TO BE DONE:
All of the lines below are to be transcribed faithfully, with pictures excluded from the copy.

GIVEN DATA:
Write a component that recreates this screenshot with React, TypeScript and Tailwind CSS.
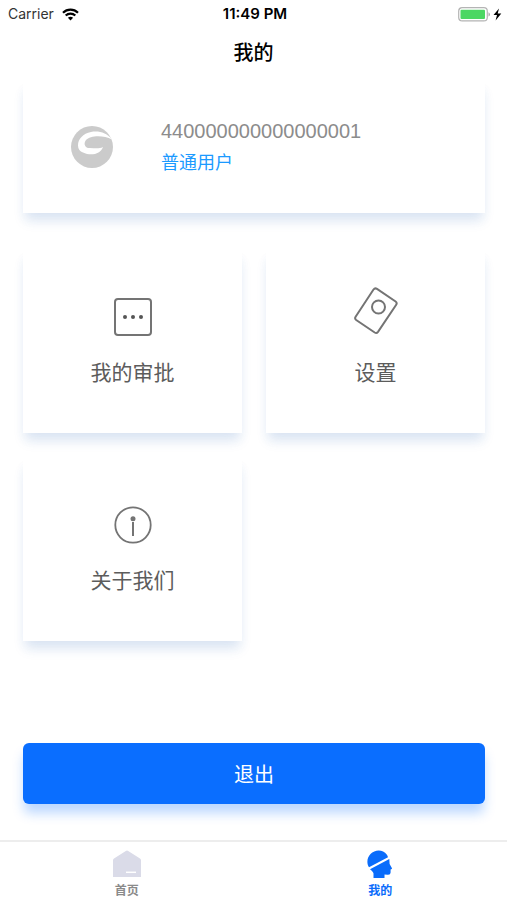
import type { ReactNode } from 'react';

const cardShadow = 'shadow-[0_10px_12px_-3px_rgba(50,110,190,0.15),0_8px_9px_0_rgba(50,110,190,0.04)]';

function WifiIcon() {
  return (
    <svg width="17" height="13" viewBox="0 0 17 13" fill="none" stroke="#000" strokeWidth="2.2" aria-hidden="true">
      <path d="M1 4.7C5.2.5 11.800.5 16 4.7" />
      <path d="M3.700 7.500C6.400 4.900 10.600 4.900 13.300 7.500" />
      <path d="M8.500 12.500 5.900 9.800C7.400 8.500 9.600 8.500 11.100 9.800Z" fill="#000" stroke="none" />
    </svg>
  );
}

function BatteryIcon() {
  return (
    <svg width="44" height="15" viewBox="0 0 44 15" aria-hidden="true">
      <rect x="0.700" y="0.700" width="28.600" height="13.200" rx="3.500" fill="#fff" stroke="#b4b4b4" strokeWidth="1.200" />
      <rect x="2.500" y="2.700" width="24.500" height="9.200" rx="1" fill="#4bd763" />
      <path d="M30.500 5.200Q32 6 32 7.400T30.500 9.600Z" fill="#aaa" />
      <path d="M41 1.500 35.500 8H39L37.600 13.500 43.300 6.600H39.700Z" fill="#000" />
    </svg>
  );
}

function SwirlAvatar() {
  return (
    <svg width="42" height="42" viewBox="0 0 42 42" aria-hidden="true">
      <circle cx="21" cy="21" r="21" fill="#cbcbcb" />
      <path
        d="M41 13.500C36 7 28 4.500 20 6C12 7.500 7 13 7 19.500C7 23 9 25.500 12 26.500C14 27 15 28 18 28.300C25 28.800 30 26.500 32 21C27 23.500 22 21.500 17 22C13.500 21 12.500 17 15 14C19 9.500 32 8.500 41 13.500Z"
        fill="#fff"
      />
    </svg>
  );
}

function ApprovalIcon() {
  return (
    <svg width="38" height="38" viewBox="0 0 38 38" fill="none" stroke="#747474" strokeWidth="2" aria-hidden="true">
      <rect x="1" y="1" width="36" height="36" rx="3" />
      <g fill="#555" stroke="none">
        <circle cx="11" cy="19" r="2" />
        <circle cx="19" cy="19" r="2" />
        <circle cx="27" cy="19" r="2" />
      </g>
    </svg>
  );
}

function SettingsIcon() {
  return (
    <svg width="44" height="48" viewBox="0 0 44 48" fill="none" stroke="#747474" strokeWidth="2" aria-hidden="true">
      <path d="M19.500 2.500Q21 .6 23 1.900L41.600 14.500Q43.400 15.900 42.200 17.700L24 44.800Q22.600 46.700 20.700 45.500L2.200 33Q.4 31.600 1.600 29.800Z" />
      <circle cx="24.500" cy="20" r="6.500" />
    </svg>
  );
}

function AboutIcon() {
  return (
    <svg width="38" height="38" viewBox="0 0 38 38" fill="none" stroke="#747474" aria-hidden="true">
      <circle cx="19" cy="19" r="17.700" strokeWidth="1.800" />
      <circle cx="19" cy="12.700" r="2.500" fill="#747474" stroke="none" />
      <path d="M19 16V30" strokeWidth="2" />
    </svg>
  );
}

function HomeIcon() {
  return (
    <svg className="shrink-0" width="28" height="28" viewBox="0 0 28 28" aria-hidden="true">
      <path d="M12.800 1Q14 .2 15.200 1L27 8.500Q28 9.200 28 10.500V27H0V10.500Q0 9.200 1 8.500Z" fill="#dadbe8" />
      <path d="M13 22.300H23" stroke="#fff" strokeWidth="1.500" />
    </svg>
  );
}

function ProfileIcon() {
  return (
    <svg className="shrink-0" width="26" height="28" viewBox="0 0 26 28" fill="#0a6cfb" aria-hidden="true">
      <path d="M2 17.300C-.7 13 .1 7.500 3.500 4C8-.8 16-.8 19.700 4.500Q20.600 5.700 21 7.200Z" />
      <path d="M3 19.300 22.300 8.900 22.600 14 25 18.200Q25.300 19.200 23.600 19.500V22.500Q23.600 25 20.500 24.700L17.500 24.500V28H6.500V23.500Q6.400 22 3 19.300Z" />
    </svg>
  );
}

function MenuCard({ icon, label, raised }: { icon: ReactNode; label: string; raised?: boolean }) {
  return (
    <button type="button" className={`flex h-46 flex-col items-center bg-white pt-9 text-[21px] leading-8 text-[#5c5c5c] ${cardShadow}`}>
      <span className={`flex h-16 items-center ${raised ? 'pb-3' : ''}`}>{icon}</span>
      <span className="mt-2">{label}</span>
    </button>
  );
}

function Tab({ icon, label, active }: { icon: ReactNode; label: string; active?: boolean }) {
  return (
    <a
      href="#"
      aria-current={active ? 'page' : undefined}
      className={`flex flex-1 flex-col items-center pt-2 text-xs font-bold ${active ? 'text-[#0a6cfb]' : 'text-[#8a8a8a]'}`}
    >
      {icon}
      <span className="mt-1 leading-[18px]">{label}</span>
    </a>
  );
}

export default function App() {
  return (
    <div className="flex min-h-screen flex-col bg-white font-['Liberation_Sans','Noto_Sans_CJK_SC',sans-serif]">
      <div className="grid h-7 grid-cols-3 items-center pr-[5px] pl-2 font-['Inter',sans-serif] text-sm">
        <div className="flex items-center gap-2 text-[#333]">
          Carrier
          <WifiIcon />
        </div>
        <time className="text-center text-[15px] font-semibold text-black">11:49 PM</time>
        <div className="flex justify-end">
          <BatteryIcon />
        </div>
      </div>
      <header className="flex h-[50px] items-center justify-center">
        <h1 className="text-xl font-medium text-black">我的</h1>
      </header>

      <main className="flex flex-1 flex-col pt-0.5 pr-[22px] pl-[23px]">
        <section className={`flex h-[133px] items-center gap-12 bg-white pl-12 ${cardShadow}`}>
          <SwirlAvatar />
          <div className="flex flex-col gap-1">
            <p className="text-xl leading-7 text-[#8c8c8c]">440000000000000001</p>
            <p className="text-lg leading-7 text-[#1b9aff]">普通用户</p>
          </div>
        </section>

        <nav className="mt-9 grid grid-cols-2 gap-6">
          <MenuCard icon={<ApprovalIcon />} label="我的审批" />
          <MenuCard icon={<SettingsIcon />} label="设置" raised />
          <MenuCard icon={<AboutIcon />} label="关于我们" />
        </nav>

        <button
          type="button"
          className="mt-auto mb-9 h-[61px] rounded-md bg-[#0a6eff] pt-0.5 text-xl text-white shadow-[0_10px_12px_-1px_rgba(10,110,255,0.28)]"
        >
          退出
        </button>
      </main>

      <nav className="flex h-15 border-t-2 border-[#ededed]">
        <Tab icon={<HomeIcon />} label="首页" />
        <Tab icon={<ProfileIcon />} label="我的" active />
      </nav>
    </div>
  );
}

EXERCISE RESULT:
Write a component that recreates this screenshot with React, TypeScript and Tailwind CSS.
import type { ReactNode } from 'react';

const cardShadow = 'shadow-[0_10px_12px_-3px_rgba(50,110,190,0.15),0_8px_9px_0_rgba(50,110,190,0.04)]';

function WifiIcon() {
  return (
    <svg width="17" height="13" viewBox="0 0 17 13" fill="none" stroke="#000" strokeWidth="2.2" aria-hidden="true">
      <path d="M1 4.7C5.2.5 11.800.5 16 4.7" />
      <path d="M3.700 7.500C6.400 4.900 10.600 4.900 13.300 7.500" />
      <path d="M8.500 12.500 5.900 9.800C7.400 8.500 9.600 8.500 11.100 9.800Z" fill="#000" stroke="none" />
    </svg>
  );
}

function BatteryIcon() {
  return (
    <svg width="44" height="15" viewBox="0 0 44 15" aria-hidden="true">
      <rect x="0.700" y="0.700" width="28.600" height="13.200" rx="3.500" fill="#fff" stroke="#b4b4b4" strokeWidth="1.200" />
      <rect x="2.500" y="2.700" width="24.500" height="9.200" rx="1" fill="#4bd763" />
      <path d="M30.500 5.200Q32 6 32 7.400T30.500 9.600Z" fill="#aaa" />
      <path d="M41 1.500 35.500 8H39L37.600 13.500 43.300 6.600H39.700Z" fill="#000" />
    </svg>
  );
}

function SwirlAvatar() {
  return (
    <svg width="42" height="42" viewBox="0 0 42 42" aria-hidden="true">
      <circle cx="21" cy="21" r="21" fill="#cbcbcb" />
      <path
        d="M41 13.500C36 7 28 4.500 20 6C12 7.500 7 13 7 19.500C7 23 9 25.500 12 26.500C14 27 15 28 18 28.300C25 28.800 30 26.500 32 21C27 23.500 22 21.500 17 22C13.500 21 12.500 17 15 14C19 9.500 32 8.500 41 13.500Z"
        fill="#fff"
      />
    </svg>
  );
}

function ApprovalIcon() {
  return (
    <svg width="38" height="38" viewBox="0 0 38 38" fill="none" stroke="#747474" strokeWidth="2" aria-hidden="true">
      <rect x="1" y="1" width="36" height="36" rx="3" />
      <g fill="#555" stroke="none">
        <circle cx="11" cy="19" r="2" />
        <circle cx="19" cy="19" r="2" />
        <circle cx="27" cy="19" r="2" />
      </g>
    </svg>
  );
}

function SettingsIcon() {
  return (
    <svg width="44" height="48" viewBox="0 0 44 48" fill="none" stroke="#747474" strokeWidth="2" aria-hidden="true">
      <path d="M19.500 2.500Q21 .6 23 1.900L41.600 14.500Q43.400 15.900 42.200 17.700L24 44.800Q22.600 46.700 20.700 45.500L2.200 33Q.4 31.600 1.600 29.800Z" />
      <circle cx="24.500" cy="20" r="6.500" />
    </svg>
  );
}

function AboutIcon() {
  return (
    <svg width="38" height="38" viewBox="0 0 38 38" fill="none" stroke="#747474" aria-hidden="true">
      <circle cx="19" cy="19" r="17.700" strokeWidth="1.800" />
      <circle cx="19" cy="12.700" r="2.500" fill="#747474" stroke="none" />
      <path d="M19 16V30" strokeWidth="2" />
    </svg>
  );
}

function HomeIcon() {
  return (
    <svg className="shrink-0" width="28" height="28" viewBox="0 0 28 28" aria-hidden="true">
      <path d="M12.800 1Q14 .2 15.200 1L27 8.500Q28 9.200 28 10.500V27H0V10.500Q0 9.200 1 8.500Z" fill="#dadbe8" />
      <path d="M13 22.300H23" stroke="#fff" strokeWidth="1.500" />
    </svg>
  );
}

function ProfileIcon() {
  return (
    <svg className="shrink-0" width="26" height="28" viewBox="0 0 26 28" fill="#0a6cfb" aria-hidden="true">
      <path d="M2 17.300C-.7 13 .1 7.500 3.500 4C8-.8 16-.8 19.700 4.500Q20.600 5.700 21 7.200Z" />
      <path d="M3 19.300 22.300 8.900 22.600 14 25 18.200Q25.300 19.200 23.600 19.500V22.500Q23.600 25 20.500 24.700L17.500 24.500V28H6.500V23.500Q6.400 22 3 19.300Z" />
    </svg>
  );
}

function MenuCard({ icon, label, raised }: { icon: ReactNode; label: string; raised?: boolean }) {
  return (
    <button type="button" className={`flex h-46 flex-col items-center bg-white pt-9 text-[21px] leading-8 text-[#5c5c5c] ${cardShadow}`}>
      <span className={`flex h-16 items-center ${raised ? 'pb-3' : ''}`}>{icon}</span>
      <span className="mt-2">{label}</span>
    </button>
  );
}

function Tab({ icon, label, active }: { icon: ReactNode; label: string; active?: boolean }) {
  return (
    <a
      href="#"
      aria-current={active ? 'page' : undefined}
      className={`flex flex-1 flex-col items-center pt-2 text-xs font-bold ${active ? 'text-[#0a6cfb]' : 'text-[#8a8a8a]'}`}
    >
      {icon}
      <span className="mt-1 leading-[18px]">{label}</span>
    </a>
  );
}

export default function App() {
  return (
    <div className="flex min-h-screen flex-col bg-white font-['Liberation_Sans','Noto_Sans_CJK_SC',sans-serif]">
      <div className="grid h-7 grid-cols-3 items-center pr-[5px] pl-2 font-['Inter',sans-serif] text-sm">
        <div className="flex items-center gap-2 text-[#333]">
          Carrier
          <WifiIcon />
        </div>
        <time className="text-center text-[15px] font-semibold text-black">11:49 PM</time>
        <div className="flex justify-end">
          <BatteryIcon />
        </div>
      </div>
      <header className="flex h-[50px] items-center justify-center">
        <h1 className="text-xl font-medium text-black">我的</h1>
      </header>

      <main className="flex flex-1 flex-col pt-0.5 pr-[22px] pl-[23px]">
        <section className={`flex h-[133px] items-center gap-12 bg-white pl-12 ${cardShadow}`}>
          <SwirlAvatar />
          <div className="flex flex-col gap-1">
            <p className="text-xl leading-7 text-[#8c8c8c]">440000000000000001</p>
            <p className="text-lg leading-7 text-[#1b9aff]">普通用户</p>
          </div>
        </section>

        <nav className="mt-9 grid grid-cols-2 gap-6">
          <MenuCard icon={<ApprovalIcon />} label="我的审批" />
          <MenuCard icon={<SettingsIcon />} label="设置" raised />
          <MenuCard icon={<AboutIcon />} label="关于我们" />
        </nav>

        <button
          type="button"
          className="mt-auto mb-9 h-[61px] rounded-md bg-[#0a6eff] pt-0.5 text-xl text-white shadow-[0_10px_12px_-1px_rgba(10,110,255,0.28)]"
        >
          退出
        </button>
      </main>

      <nav className="flex h-15 border-t-2 border-[#ededed]">
        <Tab icon={<HomeIcon />} label="首页" />
        <Tab icon={<ProfileIcon />} label="我的" active />
      </nav>
    </div>
  );
}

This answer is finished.